■ **Short task**
Retype, please, the listing from its opening line through the line that contains "import React from", both included, without the pictures.

— BEGIN Provided material —

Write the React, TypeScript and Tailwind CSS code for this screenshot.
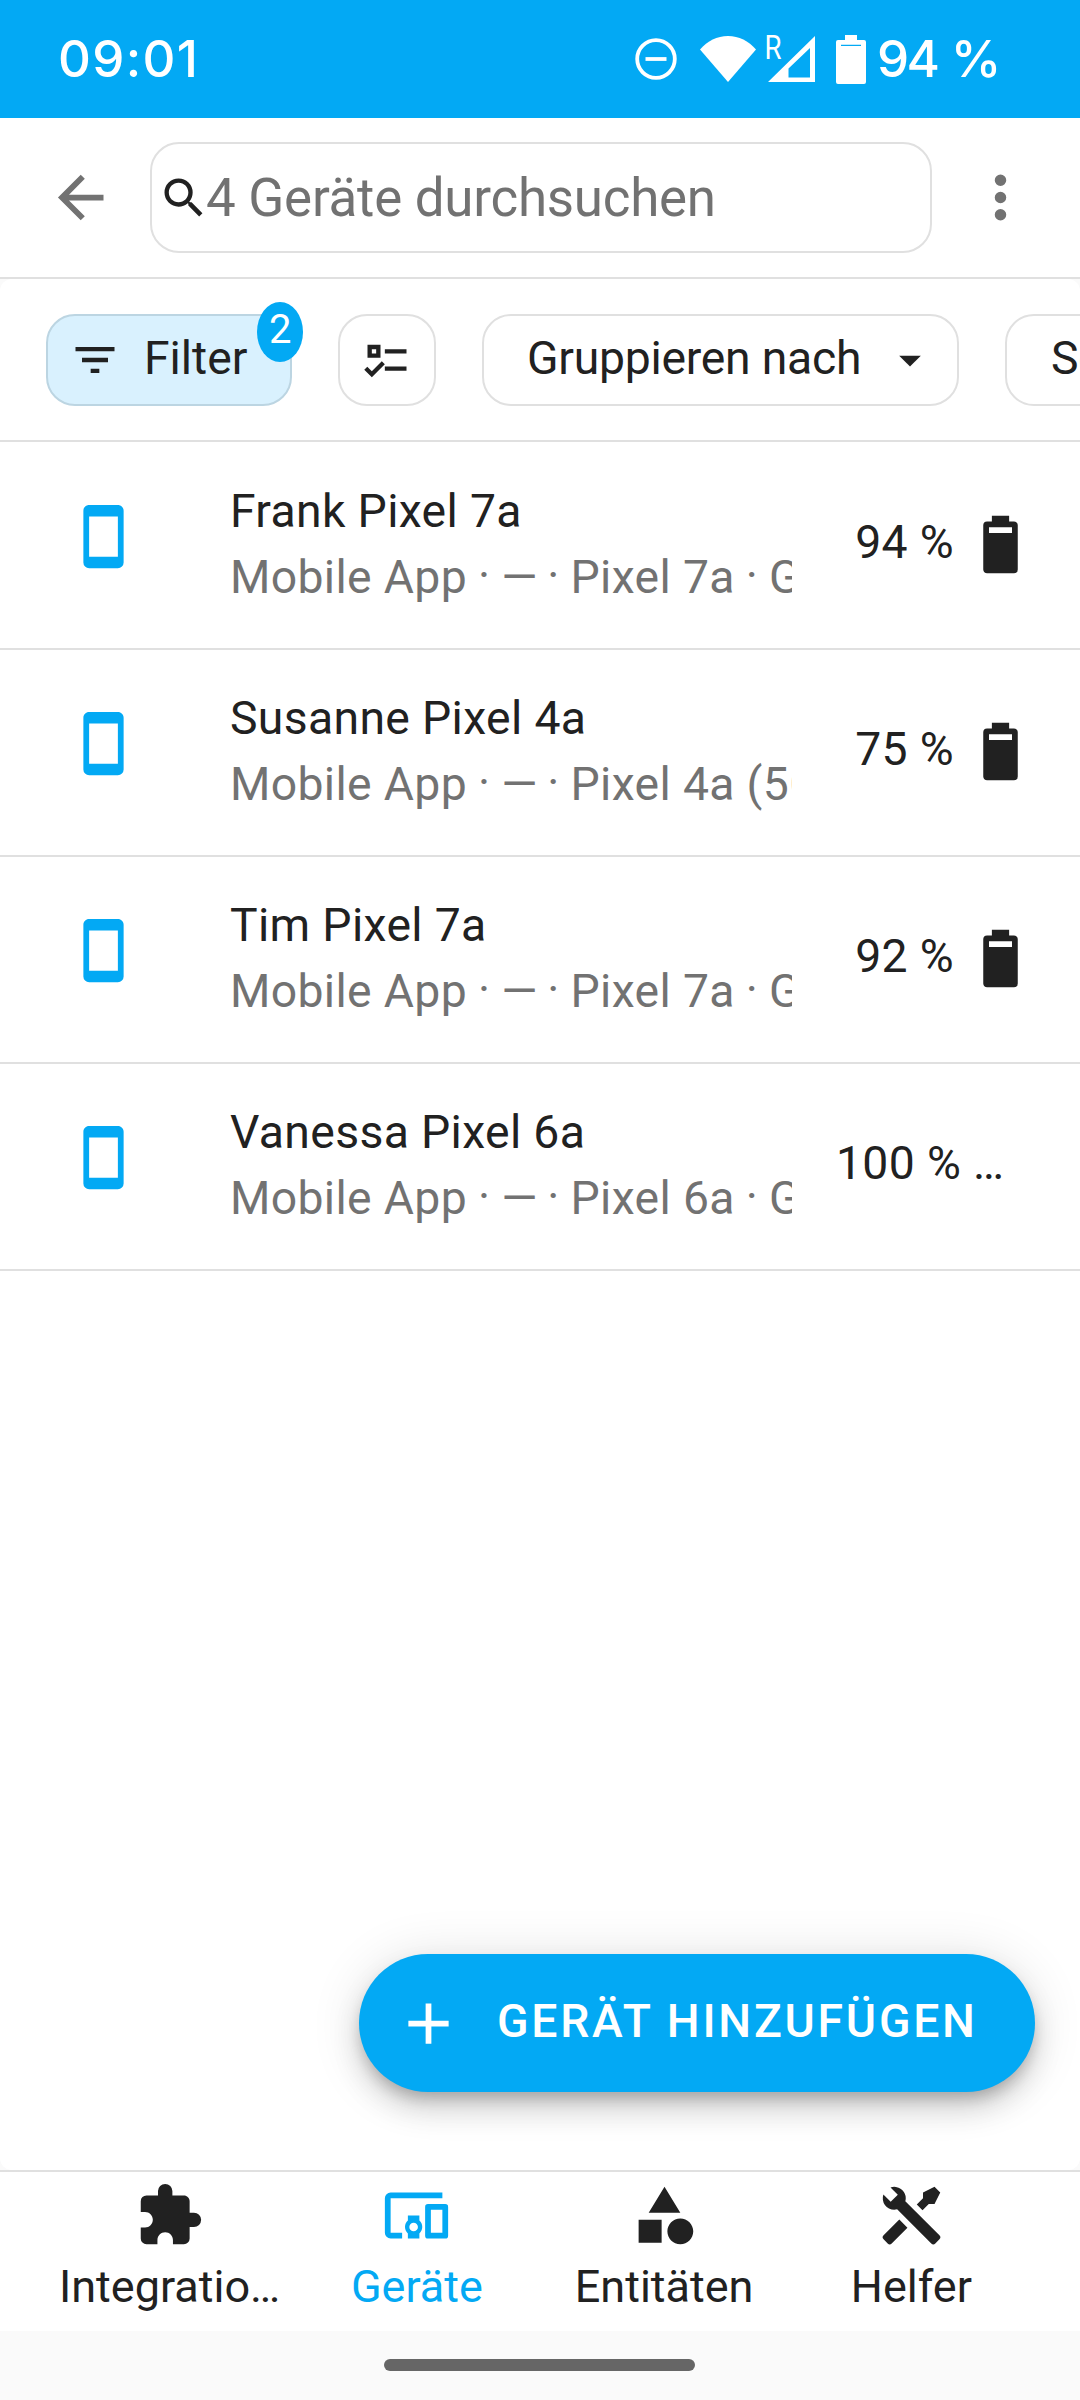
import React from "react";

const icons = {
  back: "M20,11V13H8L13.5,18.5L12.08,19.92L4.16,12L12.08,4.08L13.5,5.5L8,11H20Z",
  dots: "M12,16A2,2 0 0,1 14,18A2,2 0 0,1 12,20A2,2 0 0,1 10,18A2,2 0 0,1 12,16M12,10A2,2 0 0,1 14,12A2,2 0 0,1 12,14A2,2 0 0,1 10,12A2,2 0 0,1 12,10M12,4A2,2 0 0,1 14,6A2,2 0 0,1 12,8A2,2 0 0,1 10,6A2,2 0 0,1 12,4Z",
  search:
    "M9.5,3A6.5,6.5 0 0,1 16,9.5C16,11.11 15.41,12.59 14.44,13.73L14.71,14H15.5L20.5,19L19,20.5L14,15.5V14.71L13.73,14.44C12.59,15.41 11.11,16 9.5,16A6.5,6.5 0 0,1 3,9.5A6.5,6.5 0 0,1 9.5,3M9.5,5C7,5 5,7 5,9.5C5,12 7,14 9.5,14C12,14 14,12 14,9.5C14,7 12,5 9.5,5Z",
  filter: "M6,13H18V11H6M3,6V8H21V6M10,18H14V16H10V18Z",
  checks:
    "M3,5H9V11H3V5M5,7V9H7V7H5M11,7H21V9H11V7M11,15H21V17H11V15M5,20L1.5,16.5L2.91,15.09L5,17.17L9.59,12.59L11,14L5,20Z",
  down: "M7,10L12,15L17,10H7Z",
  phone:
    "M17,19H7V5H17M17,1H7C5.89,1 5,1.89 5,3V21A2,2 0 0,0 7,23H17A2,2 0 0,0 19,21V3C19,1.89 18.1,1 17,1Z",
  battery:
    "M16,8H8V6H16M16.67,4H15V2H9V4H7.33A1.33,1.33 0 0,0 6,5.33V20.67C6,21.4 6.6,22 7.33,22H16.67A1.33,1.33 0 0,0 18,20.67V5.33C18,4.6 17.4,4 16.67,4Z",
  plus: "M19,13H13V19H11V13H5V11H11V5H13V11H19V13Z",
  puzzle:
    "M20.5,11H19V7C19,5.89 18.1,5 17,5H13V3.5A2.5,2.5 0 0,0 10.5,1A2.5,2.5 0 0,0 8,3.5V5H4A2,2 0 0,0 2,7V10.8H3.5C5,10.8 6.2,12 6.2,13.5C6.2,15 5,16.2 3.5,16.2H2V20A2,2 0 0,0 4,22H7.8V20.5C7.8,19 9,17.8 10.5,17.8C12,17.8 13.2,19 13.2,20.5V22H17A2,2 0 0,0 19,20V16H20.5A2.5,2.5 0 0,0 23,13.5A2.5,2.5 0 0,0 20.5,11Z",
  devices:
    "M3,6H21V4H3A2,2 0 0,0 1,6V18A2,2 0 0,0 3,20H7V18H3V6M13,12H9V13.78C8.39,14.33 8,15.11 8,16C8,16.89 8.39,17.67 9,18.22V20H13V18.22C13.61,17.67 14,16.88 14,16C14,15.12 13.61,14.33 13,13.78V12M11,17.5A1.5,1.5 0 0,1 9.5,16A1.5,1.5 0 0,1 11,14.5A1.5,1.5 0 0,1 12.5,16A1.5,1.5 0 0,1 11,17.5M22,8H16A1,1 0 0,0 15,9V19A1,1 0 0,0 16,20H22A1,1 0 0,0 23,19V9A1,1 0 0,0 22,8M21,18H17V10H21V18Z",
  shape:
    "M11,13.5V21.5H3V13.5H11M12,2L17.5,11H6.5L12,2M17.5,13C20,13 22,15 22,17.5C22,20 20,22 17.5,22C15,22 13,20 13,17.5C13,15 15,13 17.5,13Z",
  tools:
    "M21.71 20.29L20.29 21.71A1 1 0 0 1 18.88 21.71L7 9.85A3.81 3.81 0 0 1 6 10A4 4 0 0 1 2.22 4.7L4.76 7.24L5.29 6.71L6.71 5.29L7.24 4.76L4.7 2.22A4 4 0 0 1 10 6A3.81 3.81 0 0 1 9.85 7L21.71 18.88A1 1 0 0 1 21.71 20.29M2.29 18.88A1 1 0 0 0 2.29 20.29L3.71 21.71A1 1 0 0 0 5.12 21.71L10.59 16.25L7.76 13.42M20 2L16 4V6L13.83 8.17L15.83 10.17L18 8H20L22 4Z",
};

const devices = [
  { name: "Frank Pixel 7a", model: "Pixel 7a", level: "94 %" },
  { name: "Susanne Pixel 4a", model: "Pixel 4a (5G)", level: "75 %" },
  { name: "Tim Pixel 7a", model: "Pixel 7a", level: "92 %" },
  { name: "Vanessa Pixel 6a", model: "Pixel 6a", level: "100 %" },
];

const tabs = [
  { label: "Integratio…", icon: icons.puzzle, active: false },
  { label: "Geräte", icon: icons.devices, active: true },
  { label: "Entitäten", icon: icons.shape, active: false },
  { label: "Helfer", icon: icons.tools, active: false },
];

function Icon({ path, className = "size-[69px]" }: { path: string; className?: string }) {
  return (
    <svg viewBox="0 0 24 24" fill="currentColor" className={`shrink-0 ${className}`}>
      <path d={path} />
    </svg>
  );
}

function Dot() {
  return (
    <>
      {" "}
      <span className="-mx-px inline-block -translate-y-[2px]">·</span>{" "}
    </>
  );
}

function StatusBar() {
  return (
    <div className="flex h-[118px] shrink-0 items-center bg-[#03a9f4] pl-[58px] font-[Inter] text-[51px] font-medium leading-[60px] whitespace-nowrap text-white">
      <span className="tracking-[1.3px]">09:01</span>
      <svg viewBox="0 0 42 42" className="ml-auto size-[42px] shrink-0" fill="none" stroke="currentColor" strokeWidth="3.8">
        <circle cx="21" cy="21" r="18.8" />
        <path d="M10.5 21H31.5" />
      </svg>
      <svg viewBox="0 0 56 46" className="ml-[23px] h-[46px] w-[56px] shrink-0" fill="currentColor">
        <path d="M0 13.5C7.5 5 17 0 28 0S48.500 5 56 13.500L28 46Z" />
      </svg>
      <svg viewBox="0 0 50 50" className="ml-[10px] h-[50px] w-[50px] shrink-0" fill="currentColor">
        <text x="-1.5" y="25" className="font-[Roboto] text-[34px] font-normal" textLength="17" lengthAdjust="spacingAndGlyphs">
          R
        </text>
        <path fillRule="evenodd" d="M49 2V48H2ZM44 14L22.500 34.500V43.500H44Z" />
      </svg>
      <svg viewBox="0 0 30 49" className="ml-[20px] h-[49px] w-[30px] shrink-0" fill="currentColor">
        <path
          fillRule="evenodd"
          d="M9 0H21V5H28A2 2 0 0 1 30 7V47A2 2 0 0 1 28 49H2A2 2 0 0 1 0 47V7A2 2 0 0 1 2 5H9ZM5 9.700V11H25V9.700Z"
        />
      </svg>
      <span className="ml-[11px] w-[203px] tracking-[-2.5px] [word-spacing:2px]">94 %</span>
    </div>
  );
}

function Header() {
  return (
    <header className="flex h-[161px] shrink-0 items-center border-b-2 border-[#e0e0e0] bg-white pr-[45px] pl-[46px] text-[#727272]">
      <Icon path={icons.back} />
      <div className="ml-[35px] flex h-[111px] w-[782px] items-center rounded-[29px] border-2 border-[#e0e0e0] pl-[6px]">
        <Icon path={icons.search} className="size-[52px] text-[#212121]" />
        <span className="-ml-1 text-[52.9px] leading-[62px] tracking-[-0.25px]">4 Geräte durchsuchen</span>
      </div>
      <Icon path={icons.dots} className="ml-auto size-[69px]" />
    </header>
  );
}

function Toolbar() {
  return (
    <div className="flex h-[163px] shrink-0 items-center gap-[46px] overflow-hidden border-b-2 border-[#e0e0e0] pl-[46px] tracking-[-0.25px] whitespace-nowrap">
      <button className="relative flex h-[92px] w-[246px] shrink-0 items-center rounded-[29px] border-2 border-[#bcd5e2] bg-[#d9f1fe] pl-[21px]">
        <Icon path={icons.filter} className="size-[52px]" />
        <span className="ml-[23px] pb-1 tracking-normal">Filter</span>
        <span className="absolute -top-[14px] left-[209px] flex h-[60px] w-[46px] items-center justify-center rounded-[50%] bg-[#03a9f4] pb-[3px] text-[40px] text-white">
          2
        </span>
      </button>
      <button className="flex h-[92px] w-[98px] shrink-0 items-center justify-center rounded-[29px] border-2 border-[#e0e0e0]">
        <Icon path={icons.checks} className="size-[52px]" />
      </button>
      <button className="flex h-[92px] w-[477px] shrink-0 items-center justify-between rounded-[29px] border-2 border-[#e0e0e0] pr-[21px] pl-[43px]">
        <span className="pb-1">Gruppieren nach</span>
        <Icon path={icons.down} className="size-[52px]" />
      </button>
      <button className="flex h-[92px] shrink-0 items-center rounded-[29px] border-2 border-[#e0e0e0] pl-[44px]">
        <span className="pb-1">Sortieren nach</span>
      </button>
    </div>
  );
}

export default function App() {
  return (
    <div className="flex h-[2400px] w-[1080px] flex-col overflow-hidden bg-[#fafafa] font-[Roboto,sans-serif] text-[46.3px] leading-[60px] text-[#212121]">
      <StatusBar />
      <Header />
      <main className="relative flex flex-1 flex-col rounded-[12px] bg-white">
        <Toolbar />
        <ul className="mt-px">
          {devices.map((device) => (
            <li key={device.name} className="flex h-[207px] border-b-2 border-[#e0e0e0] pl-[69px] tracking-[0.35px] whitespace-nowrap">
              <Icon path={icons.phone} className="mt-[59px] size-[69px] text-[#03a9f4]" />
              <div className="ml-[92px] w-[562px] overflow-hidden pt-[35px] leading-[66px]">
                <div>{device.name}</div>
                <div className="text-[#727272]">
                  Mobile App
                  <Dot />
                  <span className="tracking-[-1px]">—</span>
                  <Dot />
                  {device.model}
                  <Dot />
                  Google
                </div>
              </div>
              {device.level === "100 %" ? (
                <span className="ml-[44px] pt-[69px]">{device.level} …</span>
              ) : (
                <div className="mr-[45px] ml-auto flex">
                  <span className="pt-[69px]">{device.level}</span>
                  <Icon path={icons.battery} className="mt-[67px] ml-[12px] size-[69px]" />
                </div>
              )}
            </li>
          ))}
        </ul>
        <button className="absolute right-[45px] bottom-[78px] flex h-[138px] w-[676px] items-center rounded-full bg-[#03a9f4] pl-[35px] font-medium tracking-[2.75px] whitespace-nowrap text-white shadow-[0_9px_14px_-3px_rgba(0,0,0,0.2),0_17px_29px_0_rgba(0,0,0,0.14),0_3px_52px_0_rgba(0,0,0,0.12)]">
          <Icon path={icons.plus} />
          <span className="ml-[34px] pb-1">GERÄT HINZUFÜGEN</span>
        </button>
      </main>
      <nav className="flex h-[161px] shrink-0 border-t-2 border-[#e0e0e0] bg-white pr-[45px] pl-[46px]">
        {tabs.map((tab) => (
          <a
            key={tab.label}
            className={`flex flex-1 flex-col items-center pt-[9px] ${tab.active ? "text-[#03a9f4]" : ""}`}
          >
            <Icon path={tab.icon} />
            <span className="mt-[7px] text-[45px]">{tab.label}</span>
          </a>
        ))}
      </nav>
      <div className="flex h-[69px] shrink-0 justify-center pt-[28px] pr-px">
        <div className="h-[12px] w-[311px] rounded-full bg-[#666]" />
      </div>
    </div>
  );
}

— END Provided material —

■ **Correct result**
Write the React, TypeScript and Tailwind CSS code for this screenshot.
import React from "react";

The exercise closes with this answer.